Now… back to the question I posed in the title of this post. Many people wonder why we would even ask about celebrating Mother’s Day. The evangelical assumption seems to be “Of course!” Yet, if I were to ask about celebrating Pentecost, the Ascension or Jesus’ baptism, I suspect I would get some puzzled looks.

Should it not trouble us that “Of course!” is the default answer when it comes to a consumer holiday and yet it doesn’t even cross our minds to mark the historic celebrations of the Christian church?

I think the reason Christianity Today asked me to comment on this question was a post I wrote two years ago called “Earth Day or Easter? Mother’s Day or Pentecost?” You can read the whole post here, but here is an excerpt that might provide some food for thought:

Every church has a calendar. Whether the church chooses to follow the traditional calendar of the Church and preach according to the readings in a lectionary does not change the fact that every church has a way of ordering time.

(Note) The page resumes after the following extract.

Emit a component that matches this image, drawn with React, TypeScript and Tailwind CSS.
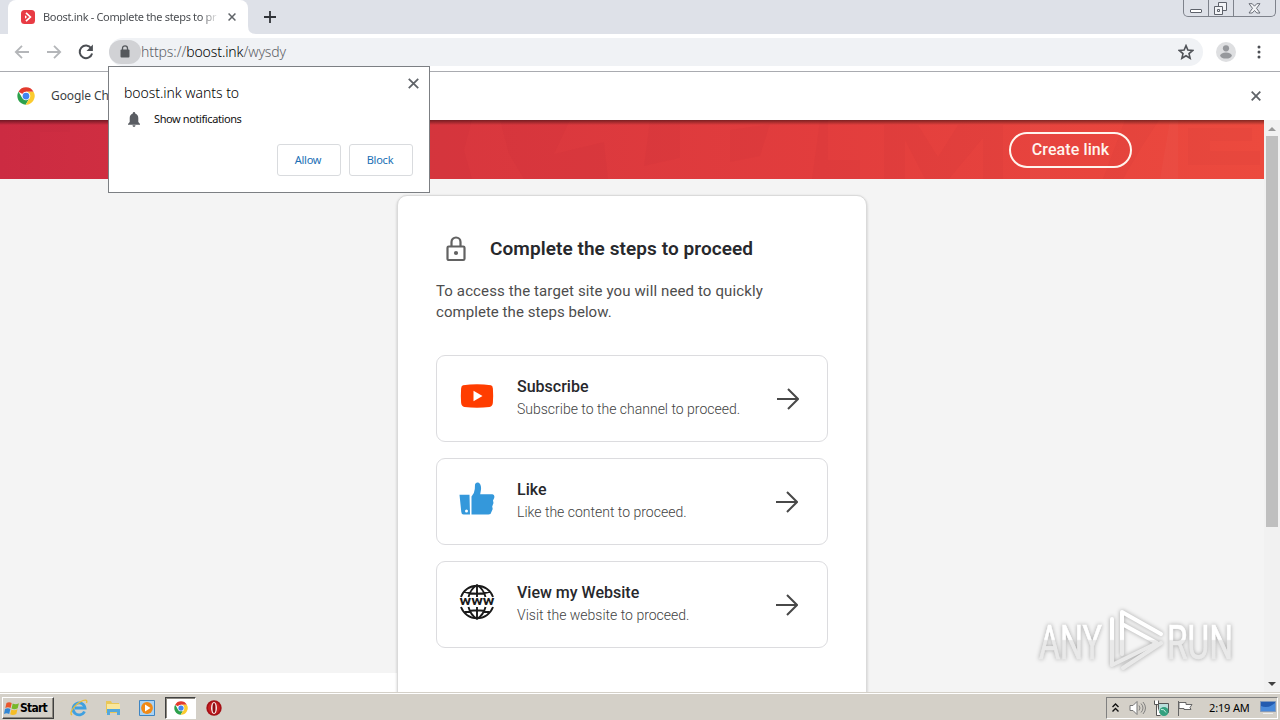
import React from "react";

const ui = "font-['Noto_Sans','Open_Sans',sans-serif]";

function ChromeLogo({ size }: { size: number }) {
  return (
    <svg width={size} height={size} viewBox="0 0 48 48" className="shrink-0">
      <circle cx="24" cy="24" r="23" fill="#fff" />
      <path d="M24 24 L4 12.5 A23 23 0 0 1 44 12.5 L24 12.5Z" fill="#e33b2e" />
      <path d="M4 12.5 A23 23 0 0 0 23 47 L33.5 29.5 L24 24 L14 29Z" fill="#2da14c" />
      <path d="M44 12.5 A23 23 0 0 1 23 47 L34 29 L33 18 L24 12.5Z" fill="#fbcb2f" />
      <circle cx="24" cy="24" r="11.5" fill="#fff" />
      <circle cx="24" cy="24" r="9" fill="#4286f0" />
    </svg>
  );
}

function Cross({ size, color = "#5f6368", width = 2 }: { size: number; color?: string; width?: number }) {
  return (
    <svg width={size} height={size} viewBox="0 0 10 10" stroke={color} strokeWidth={width} className="block shrink-0">
      <path d="M.7 .7 9.3 9.3M9.3 .7 .7 9.3" />
    </svg>
  );
}

function TabStrip() {
  return (
    <div className="flex h-[34px] shrink-0 bg-[#dee1e8]">
      <div className="ml-2 flex h-[34px] w-[240px] items-center rounded-t-lg bg-white pl-[13px]">
        <svg width="14" height="14" viewBox="0 0 14 14" className="shrink-0">
          <rect width="14" height="14" rx="3.5" fill="#e83b44" />
          <path d="M5 2.8 9.4 7 5 11.2" fill="none" stroke="#fff" strokeWidth="1.7" />
          <path d="M4 5.3 6 7 4 8.8Z" fill="#fff" />
        </svg>
        <div className={`${ui} ml-2 w-[176px] shrink-0 whitespace-nowrap text-[11px] leading-4 tracking-[-0.33px] text-[#4b4e52] [mask-image:linear-gradient(to_right,black_158px,transparent_176px)]`}>
          Boost.ink - Complete the steps to pr
        </div>
        <div className="ml-[9px]"><Cross size={8} width={1.9} /></div>
      </div>
      <svg width="8" height="34" viewBox="0 0 8 34" className="shrink-0"><path d="M0 26 Q0 34 8 34 H0Z" fill="#fff" /></svg>
      <svg width="12" height="12" viewBox="0 0 12 12" className="ml-2 mt-[11px] shrink-0"><path d="M6 0V12M0 6H12" stroke="#303338" strokeWidth="1.8" /></svg>
      <div className="ml-auto mr-1 flex h-[17px] w-[93px] rounded-b-[5px] border border-t-0 border-[#7e828b]">
        <div className="flex w-[25px] items-end justify-center border-r border-[#7e828b] pb-[3px]">
          <div className="h-1 w-3 rounded-[1px] border border-[#5e626b] bg-white" />
        </div>
        <div className="flex w-[25px] items-center justify-center border-r border-[#7e828b]">
          <svg width="13" height="13" viewBox="0 0 13 13" fill="#f3f4f7" stroke="#5e626b" className="-ml-0.5"><path d="M4.5 .5h8v8h-8z" /><path d="M.5 4.5h8v8h-8zM3.5 7.5h2v2h-2z" /></svg>
        </div>
        <div className="flex flex-1 items-center justify-center">
          <svg width="13" height="11" viewBox="0 0 13 11" fill="#f3f4f7" stroke="#5e626b" strokeWidth=".9"><path d="M1 .7h3.2l2.3 2.5L8.8.7H12L8.5 5.3 12 10H8.8L6.500 7.500 4.200 10H1l3.500-4.700Z" /></svg>
        </div>
      </div>
    </div>
  );
}

function Toolbar() {
  return (
    <div className="flex h-[38px] shrink-0 items-center border-b border-[#a9abb0] bg-white pb-[2px]">
      <svg width="16" height="14" viewBox="0 0 16 14" fill="none" stroke="#b4b6b9" strokeWidth="1.8" className="ml-[14px]"><path d="M15 7H2M8 .8 1.800 7 8 13.200" /></svg>
      <svg width="16" height="14" viewBox="0 0 16 14" fill="none" stroke="#b4b6b9" strokeWidth="1.8" className="ml-4"><path d="M1 7H14M8 .8 14.200 7 8 13.200" /></svg>
      <svg width="16" height="16" viewBox="0 0 16 16" className="ml-4"><path d="M13.200 4.300A6.300 6.300 0 1 0 14.100 9.500" fill="none" stroke="#4b4e53" strokeWidth="2" /><path d="M14.900 .6V7H8.500Z" fill="#4b4e53" /></svg>
      <div className="ml-[15px] flex h-[28px] w-[1094px] items-center rounded-full bg-[#f0f2f5]">
        <div className="flex h-6 w-8 items-center justify-center rounded-full bg-[#d1d2d5]">
          <svg width="10" height="13" viewBox="0 0 10 13"><path d="M2.500 5V3.300a2.500 2.500 0 0 1 5 0V5" fill="none" stroke="#55585c" strokeWidth="1.300" /><rect x=".5" y="4.500" width="9" height="8" rx="1" fill="#55585c" /></svg>
        </div>
        <div className={`${ui} whitespace-nowrap text-[14px] font-light leading-5 tracking-[-0.1px] text-[#5d6166]`}>
          https://<span className="text-black">boost.ink</span>/wysdy
        </div>
        <svg width="16" height="16" viewBox="0 0 24 24" fill="none" stroke="#505358" strokeWidth="2.400" className="ml-auto mr-[9px]"><path d="m12 2.500 2.800 6.600 7.200.6-5.500 4.700 1.700 7-6.200-3.700-6.200 3.700 1.700-7L2 9.700l7.200-.6Z" /></svg>
      </div>
      <svg width="20" height="20" viewBox="0 0 20 20" className="ml-[13px]"><circle cx="10" cy="10" r="10" fill="#dedfe1" /><circle cx="10" cy="6.300" r="3.100" fill="#96989c" /><ellipse cx="10" cy="13.600" rx="5.800" ry="3" fill="#96989c" /></svg>
      <svg width="4" height="14" viewBox="0 0 4 14" fill="#4c4f54" className="ml-[21px]"><circle cx="2" cy="2" r="1.500" /><circle cx="2" cy="7" r="1.500" /><circle cx="2" cy="12" r="1.500" /></svg>
    </div>
  );
}

function InfoBar() {
  return (
    <div className="flex h-12 shrink-0 items-center bg-white pl-[17px] pr-[19px]">
      <ChromeLogo size={18} />
      <div className={`${ui} ml-4 whitespace-nowrap text-[12px] tracking-[-0.1px] text-[#3c3f43]`}>Google Ch</div>
      <div className="ml-auto"><Cross size={10} width={1.800} /></div>
    </div>
  );
}

function PermissionPopup() {
  const button = "flex h-8 w-16 items-center justify-center rounded-[3px] border border-[#d9dbde] pr-[2px] text-[11px] tracking-[-0.25px] text-[#1a6fb5]";
  return (
    <div className={`${ui} absolute left-[108px] top-[66px] z-10 flex h-[127px] w-[322px] flex-col border border-[#7c7f83] bg-white pl-[15px] pr-4`}>
      <div className="flex items-start justify-between">
        <div className="mt-4 whitespace-nowrap text-[14px] font-light leading-5 tracking-[-0.05px] text-black">boost.ink wants to</div>
        <div className="-mr-[6px] mt-[11px]"><Cross size={11} width={1.600} /></div>
      </div>
      <div className="mt-[7px] flex items-center pl-1">
        <svg width="12" height="15" viewBox="0 0 12 15" fill="#5a5d63"><path d="M6 0c.8 0 1.200.6 1.200 1.400C9.300 2 10.300 3.700 10.300 6v4L12 12v.7H0V12l1.700-2V6c0-2.300 1-4 3.100-4.600C4.800.6 5.200 0 6 0ZM4.500 13.300h3C7.400 14.300 6.800 15 6 15s-1.400-.7-1.500-1.700Z" /></svg>
        <div className="ml-[14px] whitespace-nowrap text-[11px] leading-[18px] tracking-[-0.4px] text-[#111]">Show notifications</div>
      </div>
      <div className="mt-4 flex justify-end gap-2">
        <div className={button}>Allow</div>
        <div className={button}>Block</div>
      </div>
    </div>
  );
}

function Banner() {
  return (
    <div className="relative flex h-[59px] shrink-0 items-center bg-[linear-gradient(90deg,#cc2b42_0%,#d7363e_32%,#e23d3d_65%,#ec4a3e_100%)]">
      <svg width="1264" height="59" viewBox="0 0 1264 59" className="absolute inset-0">
        <g fill="#a91c30" opacity=".055">
          <path d="M430 0h42l-8 30 8 29h-42ZM500 0h70l-16 34 50-12 4 37h-84l-15-25ZM650 0h30v38l-36 8ZM730 10l40-6-10 32-30 6ZM820 0h8v40h32v19h-48ZM884 5h34l20 32L958 5h45v54h-20V18l-34 41h-24l-20-39v39h-21ZM1125 0h34l-18 28-18 31h-20ZM1188 8h64v13h-42v10h50v14h-72ZM20 0h50v12H40v47H20Z" />
        </g>
        <path d="M1030 0h20v59h-20ZM1170 0h8v59h-18Z" fill="#fff" opacity=".025" />
      </svg>
      <div className="absolute inset-x-0 top-0 h-[5px] bg-gradient-to-b from-black/45 to-transparent" />
      <div className="relative ml-[1009px] flex h-9 w-[123px] items-center justify-center rounded-full border-2 border-[#fff5ee] text-[16px] font-medium tracking-[0.1px] text-[#fff5ee]">Create link</div>
    </div>
  );
}

function YoutubeIcon() {
  return <svg width="36" height="36" viewBox="0 0 36 36"><path d="M4 7.300Q18 5.300 32 7.300 33.700 7.700 33.900 10.500 34.400 17.500 33.900 24.500 33.700 28.400 30.500 29 18 30.500 5.500 29 2.300 28.400 2.100 24.500 1.600 17.500 2.100 10.500 2.300 7.700 4 7.300Z" fill="#ff3d00" /><path d="M14.500 12.700V23.200L23.500 18Z" fill="#fff" /></svg>;
}

function LikeIcon() {
  return (
    <svg width="36" height="36" viewBox="0 0 36 36" fill="#3498db">
      <path d="M.5 13.800H10.500L11 33.500H4.500Q2.500 33.500 2.300 31Z" />
      <path d="M12.500 15.500Q15.500 12.500 15.800 8L16 3.500Q16.700 1 19.200 1.500 22.500 3 22 8.500L21.200 13.300H33.500Q36 13.500 35.200 17L34 19.500 34.500 22 33.200 25.500 33.700 28 32.400 31Q32 33.500 29.500 33.500H12.500Z" />
      <circle cx="7.500" cy="30" r="1.500" fill="#fff" />
    </svg>
  );
}

function WebIcon() {
  return (
    <svg width="36" height="36" viewBox="0 0 36 36" fill="none" stroke="#1a1a1a" strokeWidth="1.900">
      <path d="M2 13A17 17 0 0 1 34 13M2 23A17 17 0 0 0 34 23M18 1V13M18 23V35M9.500 13Q11.500 5 18 1 24.500 5 26.500 13M9.500 23Q11.500 31 18 35 24.500 31 26.500 23M4.500 7.500Q18 12 31.500 7.500M4.500 28.500Q18 24 31.500 28.500" />
      <text x="0.500" y="21.300" textLength="35" lengthAdjust="spacingAndGlyphs" fill="#1a1a1a" stroke="none" fontFamily="Roboto, sans-serif" fontWeight="700" fontSize="13">www</text>
    </svg>
  );
}

const steps = [
  { icon: <YoutubeIcon />, title: "Subscribe", text: "Subscribe to the channel to proceed.", inset: "mr-7" },
  { icon: <LikeIcon />, title: "Like", text: "Like the content to proceed.", inset: "mr-[29px]" },
  { icon: <WebIcon />, title: "View my Website", text: "Visit the website to proceed.", inset: "mr-[29px]" },
];

function StepsCard() {
  return (
    <div className="ml-[397px] mt-4 h-[520px] w-[470px] shrink-0 rounded-[10px] border border-[#dadada] bg-white px-[38px] pt-[39px] shadow-[0_1px_3px_rgba(0,0,0,0.2)]">
      <div className="flex h-7 items-center">
        <svg width="22" height="26" viewBox="0 0 22 26" fill="none" stroke="#626262" strokeWidth="2.200" className="ml-[9px] shrink-0"><rect x="2.500" y="10.500" width="17" height="13.500" rx="1.300" /><path d="M6.500 10V6a4.500 4.500 0 0 1 9 0v4" /><circle cx="11" cy="17" r="2.100" fill="#626262" stroke="none" /></svg>
        <div className="ml-[23px] whitespace-nowrap text-[19px] font-semibold tracking-[0.07px] text-[#27282c]">Complete the steps to proceed</div>
      </div>
      <p className="mt-[18px] whitespace-nowrap text-[15px] leading-[21px] tracking-[0.12px] text-[#4d4d4d]">
        To access the target site you will need to quickly<br /><span className="tracking-[0.05px]">complete the steps below.</span>
      </p>
      <div className="mt-[32px] flex flex-col gap-4">
        {steps.map((s) => (
          <div key={s.title} className="flex h-[87px] items-start rounded-[9px] border border-[#dcdcdf] pl-[22px]">
            <div className="mt-[22px] shrink-0">{s.icon}</div>
            <div className="ml-[22px] mt-5 whitespace-nowrap">
              <div className="text-[16px] font-medium leading-[22px] text-[#27282c]">{s.title}</div>
              <div className="text-[14px] font-light leading-[23px] text-[#424242]">{s.text}</div>
            </div>
            <svg width="22" height="22" viewBox="0 0 22 22" fill="none" stroke="#484848" strokeWidth="2" className={`ml-auto mt-8 shrink-0 ${s.inset}`}><path d="M0 11H20.500M11 1 21 11 11 21" /></svg>
          </div>
        ))}
      </div>
    </div>
  );
}

function Watermark() {
  return (
    <svg width="220" height="80" viewBox="0 0 220 80" className="absolute left-[1036px] top-[605px] overflow-visible [filter:drop-shadow(0_0_2px_rgba(0,0,0,0.32))]">
      <defs><linearGradient id="fade" x1="0" y1="0" x2="0" y2="70" gradientUnits="userSpaceOnUse"><stop offset=".49" stopColor="#fff" /><stop offset=".51" stopColor="#e9e9e9" /></linearGradient></defs>
      <g fill="url(#fade)" stroke="url(#fade)" strokeWidth=".7" fontFamily="Roboto, sans-serif" fontSize="48">
        <text x="3" y="54" textLength="63" lengthAdjust="spacingAndGlyphs">ANY</text>
        <text x="131" y="54" textLength="66" lengthAdjust="spacingAndGlyphs">RUN</text>
      </g>
      <g fill="none" stroke="url(#fade)" strokeWidth="4" strokeLinejoin="round" strokeLinecap="round">
        <path d="M86 49V7L125 29" /><path d="M86 19 121 38 76 60V14" /><path d="M125 38 87 63" />
      </g>
    </svg>
  );
}

function Scrollbar() {
  return (
    <div className="flex w-4 shrink-0 flex-col items-center bg-[#f1f1f1] pb-[7px] pt-[7px]">
      <svg width="8" height="4" viewBox="0 0 8 4"><path d="M0 4 4 0 8 4Z" fill="#999" /></svg>
      <div className="mt-[5px] h-[391px] w-3 bg-[#bfbfbf]" />
      <svg width="8" height="4" viewBox="0 0 8 4" className="mt-auto"><path d="M0 0 4 4 8 0Z" fill="#404040" /></svg>
    </div>
  );
}

function Taskbar() {
  return (
    <div className="flex h-7 shrink-0 items-start border-t border-white bg-[#d4d0c8] pt-[3px] shadow-[0_-1px_0_#d4d0c8]">
      <div className="ml-[2px] flex h-[22px] w-[52px] items-center border border-b-[#404040] border-l-white border-r-[#404040] border-t-white shadow-[inset_-1px_-1px_0_#8c8880]">
        <svg width="16" height="15" viewBox="0 0 16 15" className="ml-[1px] shrink-0"><path d="M2.500 2Q5 .5 7.700 2L6.600 7Q4 5.500 1.300 7Z" fill="#e9562c" /><path d="M8.700 2.500Q11.500 4 14.900 2.300L13.700 7.200Q10.500 9 7.600 7.500Z" fill="#77b82b" /><path d="M1 8Q3.700 6.500 6.400 8L5.200 13Q2.500 11.500 0 13Z" fill="#3287d5" /><path d="M7.400 8.500Q10 10 13.500 8.300L12.300 13Q9 14.800 6.200 13.300Z" fill="#f6bd26" /></svg>
        <div className="font-['DejaVu_Sans_Condensed','DejaVu_Sans',sans-serif] text-[12px] font-bold tracking-[-0.75px] text-black [font-stretch:condensed]">Start</div>
      </div>
      <svg width="18" height="18" viewBox="0 0 18 18" className="ml-[16px] mt-[2px]"><path d="M14.500 12.500A6 6 0 1 1 15 9H5" fill="none" stroke="#3fa0e0" strokeWidth="2.800" /><path d="M2 16Q-.5 14.500 3 9.500 7 4 13 1.500 18 0 16.500 4" fill="none" stroke="#e9bc38" strokeWidth="1.300" /></svg>
      <svg width="16" height="16" viewBox="0 0 16 16" className="ml-[17px] mt-[3px]"><path d="M1 1h5l1 2h7v10H1Z" fill="#e9c758" /><path d="M2 4h13v7H2Z" fill="#fae79b" /><path d="M2 15V9h13v6h-3v-3H5v3Z" fill="#54a8dc" /></svg>
      <svg width="16" height="16" viewBox="0 0 16 16" className="ml-[18px] mt-[3px]"><path d="M.5.5h15v15H.5Z" fill="#a9d3f5" stroke="#3e85c2" /><circle cx="8" cy="8" r="5.900" fill="#f18a16" /><path d="M6 4.500V11.500L11.500 8Z" fill="#fff" /></svg>
      <div className="ml-[10px] flex h-[22px] w-[31px] items-center justify-center border border-b-white border-l-[#404040] border-r-white border-t-[#404040] bg-white shadow-[inset_1px_1px_0_#8c8880]"><ChromeLogo size={14} /></div>
      <svg width="16" height="16" viewBox="0 0 16 16" className="ml-[10px] mt-[3px]"><circle cx="8" cy="8" r="7.700" fill="#a51016" /><circle cx="8" cy="8" r="6" fill="#c61f22" /><ellipse cx="8" cy="8" rx="3" ry="6" fill="#f7e9e8" /><ellipse cx="8" cy="8" rx="1.500" ry="5" fill="#8d0b12" /></svg>
      <div className="ml-auto mr-[2px] flex h-[22px] w-[172px] items-center border border-b-white border-l-[#808080] border-r-white border-t-[#808080] pl-[5px]">
        <svg width="7" height="10" viewBox="0 0 7 10" fill="none" stroke="#111" strokeWidth="1.400"><path d="M.5 4 3.500 1 6.500 4M.5 8.500 3.500 5.500 6.500 8.500" /></svg>
        <svg width="17" height="16" viewBox="0 0 17 16" className="ml-[10px]"><path d="M1 5.500h3L8 1.500v13L4 10.500H1Z" fill="#fff" stroke="#777" /><path d="M10 5.500q2 2.500 0 5M12 3.500q4 4.500 0 9M14 2q5 6 0 12" fill="none" stroke="#777" strokeWidth=".9" /></svg>
        <svg width="17" height="17" viewBox="0 0 17 17" className="ml-[7px]"><path d="M5.500 3.500h10v9h-10Z" fill="#b9dedb" stroke="#555" /><path d="M1.500.5v4h4v-4M3.500 4.500v11h4" fill="#fff" stroke="#555" /><circle cx="11" cy="11.500" r="4.500" fill="#34a17f" /><path d="M8 9.500q3-1 5 3" fill="none" stroke="#c6eee2" /></svg>
        <svg width="16" height="16" viewBox="0 0 16 16" className="ml-[7px]"><path d="M1.500 1v15M2 2.500h7v2h6l-2 3 1 2H7v-1H2Z" fill="#fff" stroke="#666" /></svg>
        <div className={`${ui} ml-4 whitespace-nowrap text-[11px] tracking-[-0.15px] text-black`}>2:19 AM</div>
        <svg width="16" height="14" viewBox="0 0 16 14" className="ml-auto mr-[1px]"><path d="M.5.500h15v10H.5Z" fill="#235bb0" stroke="#8198ba" /><path d="M1 5Q8 8 15 2V10H1Z" fill="#4a8ada" /><path d="M3 12.500h10" stroke="#eee" /></svg>
      </div>
    </div>
  );
}

export default function App() {
  return (
    <div className="relative flex h-[720px] w-[1280px] flex-col overflow-hidden bg-white font-['Roboto',sans-serif]">
      <TabStrip />
      <Toolbar />
      <InfoBar />
      <div className="flex h-[573px] shrink-0 overflow-hidden">
        <div className="flex w-[1264px] flex-col overflow-hidden bg-[linear-gradient(90deg,#fff_397px,#f4f4f4_397px)]">
          <Banner />
          <div className="flex h-[514px] flex-col overflow-hidden bg-[linear-gradient(#f4f4f4_494px,transparent_494px)]">
            <StepsCard />
          </div>
        </div>
        <Scrollbar />
      </div>
      <Taskbar />
      <Watermark />
      <PermissionPopup />
    </div>
  );
}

The question is not, Will we follow a calendar? but Whose calendar will we follow? In other words, does our church’s ordering of time follow the wisdom of the ancient church or the whims of the consumerist American culture?

Many of our churches have a list of unofficial celebrations that order our congregational time.

  • New Year’s Day.
  • Valentine’s Day.
  • Mother’s Day.
  • Father’s Day.
  • Fourth of July.
  • Memorial Day.
  • Halloween.
  • Veteran’s Day.

By rejecting the traditional church calendar, we did not reduce the number of our celebrations; we merely replaced them with the celebrations of the culture at large.

Granted, churches do well to emphasize many of these celebrations. We can benefit from using the cultural opportunity to speak to the biblical vision of motherhood and fatherhood, etc.

But we should be willing to listen to the tough questions from those outside our culture about what our church calendars represent.

Why should the consumerist culture of the United States dictate what we celebrate as a church?

Why is it that so many American churches celebrate with great fanfare the birth of their nation (July 4) without even so much as mentioning the birth of the church (Pentecost)?

Does the way we order our time shape us as the unique, called-out people of God or merely reinforce our nationalist, consumer-shaped identity?